To reach a larger number of employees quickly, some EAPs have organized group grief therapy and listening sessions, especially for employees who have lost a colleague or family member. “Some of them are not truly counseling sessions, but [the employees] just need coping techniques to deal with what’s happening,” Gangrade said.

To support blue-collar and factory workers, companies such as YourDOST, an emotional wellness platform, are offering counseling and helplines in regional Indian languages.

“The kind of webinars we do for them are very different from what we’d do for white-collar workers,” said Richa Singh, co-founder of YourDOST in Bengaluru.

In some cases, EAP counselors have proactively called employees who were infected with COVID-19 to ask how they’re doing. Typically, counselors don’t call employees to check on their mental health, as it could be seen as an intrusion.

“For COVID, it’s a different thing because it’s seen as a check-in call,” Eapen said. Such calls go a long way toward building goodwill for HR. “It gives a signal to employees that someone cares,” he said. In some of these calls, employees reveal underlying anxieties, like the stress of high health care costs and whether it might lead to bankruptcy, Eapen said.

Counseling the Caregivers

Some companies have also sought to provide emotional guidance to managers and HR officials, especially where they are the first point of contact with employees seeking medical or emotional help.

YourDOST has organized sessions for these first responders and trained them on how to support team members who are dealing with a health problem at home, Singh said. In cases where there is an adverse outcome, such as an employee losing a family member, some first-responders end up taking it personally.

“There’s a lot of guilt, and some people say, ‘Oh, probably I should have made more calls; maybe I didn’t do enough,’ ” Singh said. Even counselors need to be taken care of, as they too often have dealt with COVID-19-related issues.

Due to COVID-19, 40 percent of the counseling staff at was not working in April and May, Gangrade said. The company added more than 40 counselors in May to bridge the gap. At the same time, Gangrade said they’ve been conscious of not overloading their therapists with too many grief sessions, as those can be draining.

“There is a caregiving fatigue that is settling in,” she said. To manage this, they’ve been providing their counselors with a half day off between sessions. “We’re giving them very specialized therapy around caregiver fatigue,” Gangrade added.

It remains to be seen if the recent demand for EAP services in India augurs for a fundamental shift in the way companies view EAPs.

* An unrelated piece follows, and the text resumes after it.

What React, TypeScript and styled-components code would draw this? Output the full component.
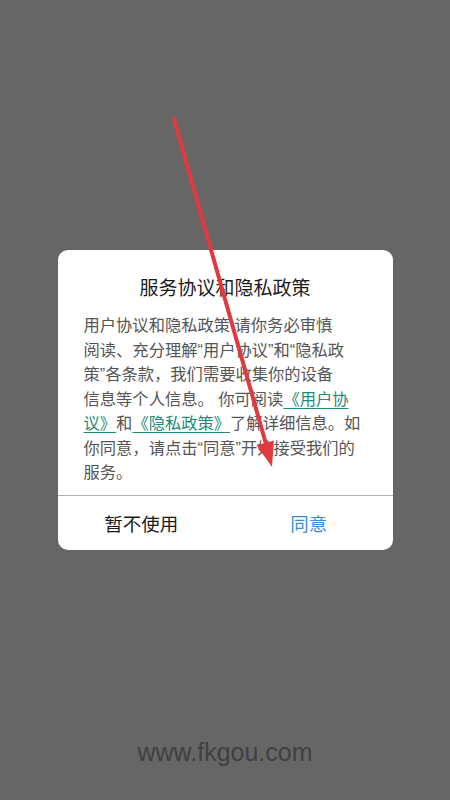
import React from 'react';
import styled, {createGlobalStyle} from 'styled-components';

const GlobalStyle = createGlobalStyle`
  html, body {
    margin: 0;
    padding: 0;
    background: #666666;
  }
  body {
    font-family: "Liberation Sans", "Noto Sans CJK SC", sans-serif;
  }
`;

const Page = styled.div`
  position: relative;
  width: 450px;
  height: 800px;
  background: #666666;
  display: flex;
  flex-direction: column;
  align-items: center;
  padding-top: 250px;
  padding-bottom: 33px;
  box-sizing: border-box;
  overflow: hidden;
`;

const Dialog = styled.div`
  width: 335px;
  background: #ffffff;
  border-radius: 10px;
  display: flex;
  flex-direction: column;
  overflow: hidden;
`;

const Title = styled.h2`
  margin: 0;
  padding-top: 26px;
  font-size: 19px;
  line-height: 26px;
  font-weight: normal;
  color: #1a1a1a;
  text-align: center;
`;

const Body = styled.p`
  margin: 11px 0 0;
  padding: 0 20px 10px 26px;
  font-size: 16.3px;
  line-height: 24.5px;
  color: #555555;
  white-space: nowrap;
`;

const Link = styled.span`
  color: #1e8c78;
  text-decoration: underline;
  text-underline-offset: 3px;
`;

const Footer = styled.div`
  display: grid;
  grid-template-columns: 1fr 1fr;
  border-top: 1px solid #b0b0b0;
  height: 54px;
`;

const ActionButton = styled.button<{$primary?: boolean}>`
  border: none;
  background: transparent;
  font-family: inherit;
  font-size: 18.5px;
  color: ${p => (p.$primary ? '#3a8fd4' : '#1a1a1a')};
  padding: 0;
  cursor: pointer;
`;

const Watermark = styled.div`
  margin-top: auto;
  font-family: "Liberation Sans", Arial, sans-serif;
  font-size: 25px;
  line-height: 30px;
  color: #404040;
`;

const Annotation = styled.svg`
  position: absolute;
  left: 0;
  top: 0;
  width: 450px;
  height: 800px;
  pointer-events: none;
`;

export default function App() {
  return (
    <>
      <GlobalStyle />
      <Page>
        <Dialog>
          <Title>服务协议和隐私政策</Title>
          <Body>
            用户协议和隐私政策 请你务必审慎
            <br />
            阅读、充分理解“用户协议”和“隐私政
            <br />
            策”各条款，我们需要收集你的设备
            <br />
            信息等个人信息。 你可阅读<Link>《用户协</Link>
            <br />
            <Link>议》</Link>和<Link>《隐私政策》</Link>了解详细信息。如
            <br />
            你同意，请点击“同意”开始接受我们的
            <br />
            服务。
          </Body>
          <Footer>
            <ActionButton>暂不使用</ActionButton>
            <ActionButton $primary>同意</ActionButton>
          </Footer>
        </Dialog>
        <Watermark>www.fkgou.com</Watermark>
        <Annotation viewBox="0 0 450 800">
          <line
            x1="174"
            y1="119"
            x2="266"
            y2="444"
            stroke="#e0393e"
            strokeWidth="4"
            strokeLinecap="round"
          />
          <polygon points="272,467 256.5,445.3 273.9,440.5" fill="#e0393e" />
        </Annotation>
      </Page>
    </>
  );
}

Some wellness providers think so.

Singh said that companies and HR are realizing that in order to be empathetic organizations and professionals, they must support employees’ emotional wellness, and that support must come from senior leadership.

“In the last year, I’ve seen that shift where HR has really pushed [top management] to say it cannot be just my agenda, it needs to be your agenda as well,” Singh said.

Companies also need to recognize that the benefits of these services come over the long haul. “EAPs are not a magic wand that you put in today and in one month’s time you see a return on investment,” Alam said. “It entails a shift in terms of your culture.”